Nowadays we wouldn’t need the Bible to shout out our deplorable behavior and secret sins, we’ve got YouTube, cell phones, and Facebook. And once the Real You has hit the “www”, baby, there’s no bringing it back.

Me, well, my outing is not so grand as murder, deceit, or betrayal (thank heaven). Although with iPhones as common as oxygen, I’m not even safe in my own shower. We were fortunate enough to have some friends come into our fitness studio after Christmas and shoot a webisode (that’s internet lingo for a talkshow episode on the web). It was fast, it was fun, and best of all, it was FREE.

And it shed our studio in such a great light. But–and here comes my confession–it also made me look like I’m four months pregnant. Yes, I know it’s my vanity. But it was also glaring evidence of my over-indulgance in Christmas cookies, a major no-no for a fitness instructor. Worse, was my complete screw-up of demonstrating the difference between a salsa and a merengue–a Zumba instructor’s very, very, very basic dance steps. My only excuse that I must give my scandalized Latin friends, is quite simply, I’m white. As gringa as Shirley Temple (although Little Shirley, even at the age of five, could have tapped JLo under the table).

All right, so maybe the revelations of my holiday culinary indiscretions or my lack of dance education isn’t grounds for sainthood, but it certainly does wonders for my humility and my gagging need to always look good. We try so hard to hide what God sees so readily because we’re afraid of what people will think about us. I’m sure if we focused less on our deficiencies and more on God’s perfection, life would be a whole lot simpler and a whole lot less stressful.

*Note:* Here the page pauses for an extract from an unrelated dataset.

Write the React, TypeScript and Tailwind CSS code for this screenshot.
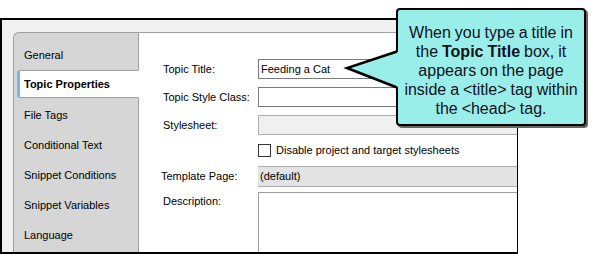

I think many of us sometimes think we would love to have lived in Bible times and actually watch Jesus heal the blind or stand at the Red Sea when Moses parted the waters or witness Elijah’s humbling of the Baal priests on Mt. Carmel when he called down fire from heaven.

Me, uh-uh. No way. With my luck, the prolific scribes of our most sacred writings would have caught me with more than my hand in the cookie jar. And then every single person who could ever read would bear witness to my Tollhouse temptation.

No thanks. I’ll take my chances with YouTube.